PROBLEM REQUIREMENTS:
Pictures stay out of the copy; set down each line of the listing below exactly.

RAW DATA:
— Begin —

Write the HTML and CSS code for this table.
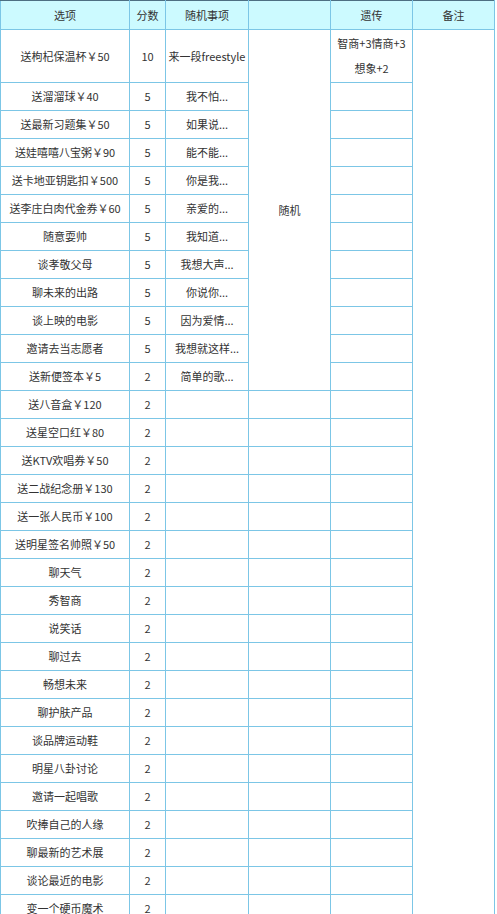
FILE: index.html
```html
<!DOCTYPE html>
<html lang="zh">
<head>
<meta charset="utf-8">
<title>选项表</title>
<link rel="stylesheet" href="styles.css">
</head>
<body>
<table class="grid">
  <colgroup>
    <col class="c-opt"><col class="c-score"><col class="c-event"><col class="c-rand"><col class="c-gene"><col class="c-note">
  </colgroup>
  <thead>
    <tr><th>选项</th><th>分数</th><th>随机事项</th><th></th><th>遗传</th><th>备注</th></tr>
  </thead>
  <tbody>
    <tr><td>送枸杞保温杯￥50</td><td>10</td><td>来一段freestyle</td><td rowspan="12">随机</td><td class="gene">智商+3情商+3<br>想象+2</td><td rowspan="31"></td></tr>
    <tr><td>送溜溜球￥40</td><td>5</td><td>我不怕...</td><td></td></tr>
    <tr><td>送最新习题集￥50</td><td>5</td><td>如果说...</td><td></td></tr>
    <tr><td>送娃嘻嘻八宝粥￥90</td><td>5</td><td>能不能...</td><td></td></tr>
    <tr><td>送卡地亚钥匙扣￥500</td><td>5</td><td>你是我...</td><td></td></tr>
    <tr><td>送李庄白肉代金券￥60</td><td>5</td><td>亲爱的...</td><td></td></tr>
    <tr><td>随意耍帅</td><td>5</td><td>我知道...</td><td></td></tr>
    <tr><td>谈孝敬父母</td><td>5</td><td>我想大声...</td><td></td></tr>
    <tr><td>聊未来的出路</td><td>5</td><td>你说你...</td><td></td></tr>
    <tr><td>谈上映的电影</td><td>5</td><td>因为爱情...</td><td></td></tr>
    <tr><td>邀请去当志愿者</td><td>5</td><td>我想就这样...</td><td></td></tr>
    <tr><td>送新便签本￥5</td><td>2</td><td>简单的歌...</td><td></td></tr>
    <tr><td>送八音盒￥120</td><td>2</td><td></td><td></td><td></td></tr>
    <tr><td>送星空口红￥80</td><td>2</td><td></td><td></td><td></td></tr>
    <tr><td>送KTV欢唱券￥50</td><td>2</td><td></td><td></td><td></td></tr>
    <tr><td>送二战纪念册￥130</td><td>2</td><td></td><td></td><td></td></tr>
    <tr><td>送一张人民币￥100</td><td>2</td><td></td><td></td><td></td></tr>
    <tr><td>送明星签名帅照￥50</td><td>2</td><td></td><td></td><td></td></tr>
    <tr><td>聊天气</td><td>2</td><td></td><td></td><td></td></tr>
    <tr><td>秀智商</td><td>2</td><td></td><td></td><td></td></tr>
    <tr><td>说笑话</td><td>2</td><td></td><td></td><td></td></tr>
    <tr><td>聊过去</td><td>2</td><td></td><td></td><td></td></tr>
    <tr><td>畅想未来</td><td>2</td><td></td><td></td><td></td></tr>
    <tr><td>聊护肤产品</td><td>2</td><td></td><td></td><td></td></tr>
    <tr><td>谈品牌运动鞋</td><td>2</td><td></td><td></td><td></td></tr>
    <tr><td>明星八卦讨论</td><td>2</td><td></td><td></td><td></td></tr>
    <tr><td>邀请一起唱歌</td><td>2</td><td></td><td></td><td></td></tr>
    <tr><td>吹捧自己的人缘</td><td>2</td><td></td><td></td><td></td></tr>
    <tr><td>聊最新的艺术展</td><td>2</td><td></td><td></td><td></td></tr>
    <tr><td>谈论最近的电影</td><td>2</td><td></td><td></td><td></td></tr>
    <tr><td>变一个硬币魔术</td><td>2</td><td></td><td></td><td></td></tr>
  </tbody>
</table>
</body>
</html>
```
FILE: styles.css
```css
html, body {
  margin: 0;
  padding: 0;
  background: #ffffff;
}

.grid {
  border-collapse: collapse;
  table-layout: fixed;
  width: 495px;
  font-family: "Noto Sans CJK SC", "Noto Sans", sans-serif;
  font-size: 11px;
  color: #333333;
  border-top: 1px solid #4d6f82;
}

.c-opt { width: 129px; }
.c-score { width: 36px; }
.c-event { width: 83px; }
.c-rand { width: 82px; }
.c-gene { width: 82px; }
.c-note { width: 82px; }

.grid th,
.grid td {
  border: 1px solid #7cc6e6;
  text-align: center;
  vertical-align: middle;
  padding: 1px 0;
  line-height: 25px;
  white-space: nowrap;
  overflow: hidden;
  font-weight: normal;
}

.grid thead th {
  background: #ccfaff;
  border-top-color: #4d6f82;
  height: 26px;
}

.grid td.gene {
  line-height: 25px;
}
```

— End —

EXERCISE RESULT:
Write the HTML and CSS code for this table.
FILE: index.html
```html
<!DOCTYPE html>
<html lang="zh">
<head>
<meta charset="utf-8">
<title>选项表</title>
<link rel="stylesheet" href="styles.css">
</head>
<body>
<table class="grid">
  <colgroup>
    <col class="c-opt"><col class="c-score"><col class="c-event"><col class="c-rand"><col class="c-gene"><col class="c-note">
  </colgroup>
  <thead>
    <tr><th>选项</th><th>分数</th><th>随机事项</th><th></th><th>遗传</th><th>备注</th></tr>
  </thead>
  <tbody>
    <tr><td>送枸杞保温杯￥50</td><td>10</td><td>来一段freestyle</td><td rowspan="12">随机</td><td class="gene">智商+3情商+3<br>想象+2</td><td rowspan="31"></td></tr>
    <tr><td>送溜溜球￥40</td><td>5</td><td>我不怕...</td><td></td></tr>
    <tr><td>送最新习题集￥50</td><td>5</td><td>如果说...</td><td></td></tr>
    <tr><td>送娃嘻嘻八宝粥￥90</td><td>5</td><td>能不能...</td><td></td></tr>
    <tr><td>送卡地亚钥匙扣￥500</td><td>5</td><td>你是我...</td><td></td></tr>
    <tr><td>送李庄白肉代金券￥60</td><td>5</td><td>亲爱的...</td><td></td></tr>
    <tr><td>随意耍帅</td><td>5</td><td>我知道...</td><td></td></tr>
    <tr><td>谈孝敬父母</td><td>5</td><td>我想大声...</td><td></td></tr>
    <tr><td>聊未来的出路</td><td>5</td><td>你说你...</td><td></td></tr>
    <tr><td>谈上映的电影</td><td>5</td><td>因为爱情...</td><td></td></tr>
    <tr><td>邀请去当志愿者</td><td>5</td><td>我想就这样...</td><td></td></tr>
    <tr><td>送新便签本￥5</td><td>2</td><td>简单的歌...</td><td></td></tr>
    <tr><td>送八音盒￥120</td><td>2</td><td></td><td></td><td></td></tr>
    <tr><td>送星空口红￥80</td><td>2</td><td></td><td></td><td></td></tr>
    <tr><td>送KTV欢唱券￥50</td><td>2</td><td></td><td></td><td></td></tr>
    <tr><td>送二战纪念册￥130</td><td>2</td><td></td><td></td><td></td></tr>
    <tr><td>送一张人民币￥100</td><td>2</td><td></td><td></td><td></td></tr>
    <tr><td>送明星签名帅照￥50</td><td>2</td><td></td><td></td><td></td></tr>
    <tr><td>聊天气</td><td>2</td><td></td><td></td><td></td></tr>
    <tr><td>秀智商</td><td>2</td><td></td><td></td><td></td></tr>
    <tr><td>说笑话</td><td>2</td><td></td><td></td><td></td></tr>
    <tr><td>聊过去</td><td>2</td><td></td><td></td><td></td></tr>
    <tr><td>畅想未来</td><td>2</td><td></td><td></td><td></td></tr>
    <tr><td>聊护肤产品</td><td>2</td><td></td><td></td><td></td></tr>
    <tr><td>谈品牌运动鞋</td><td>2</td><td></td><td></td><td></td></tr>
    <tr><td>明星八卦讨论</td><td>2</td><td></td><td></td><td></td></tr>
    <tr><td>邀请一起唱歌</td><td>2</td><td></td><td></td><td></td></tr>
    <tr><td>吹捧自己的人缘</td><td>2</td><td></td><td></td><td></td></tr>
    <tr><td>聊最新的艺术展</td><td>2</td><td></td><td></td><td></td></tr>
    <tr><td>谈论最近的电影</td><td>2</td><td></td><td></td><td></td></tr>
    <tr><td>变一个硬币魔术</td><td>2</td><td></td><td></td><td></td></tr>
  </tbody>
</table>
</body>
</html>
```
FILE: styles.css
```css
html, body {
  margin: 0;
  padding: 0;
  background: #ffffff;
}

.grid {
  border-collapse: collapse;
  table-layout: fixed;
  width: 495px;
  font-family: "Noto Sans CJK SC", "Noto Sans", sans-serif;
  font-size: 11px;
  color: #333333;
  border-top: 1px solid #4d6f82;
}

.c-opt { width: 129px; }
.c-score { width: 36px; }
.c-event { width: 83px; }
.c-rand { width: 82px; }
.c-gene { width: 82px; }
.c-note { width: 82px; }

.grid th,
.grid td {
  border: 1px solid #7cc6e6;
  text-align: center;
  vertical-align: middle;
  padding: 1px 0;
  line-height: 25px;
  white-space: nowrap;
  overflow: hidden;
  font-weight: normal;
}

.grid thead th {
  background: #ccfaff;
  border-top-color: #4d6f82;
  height: 26px;
}

.grid td.gene {
  line-height: 25px;
}
```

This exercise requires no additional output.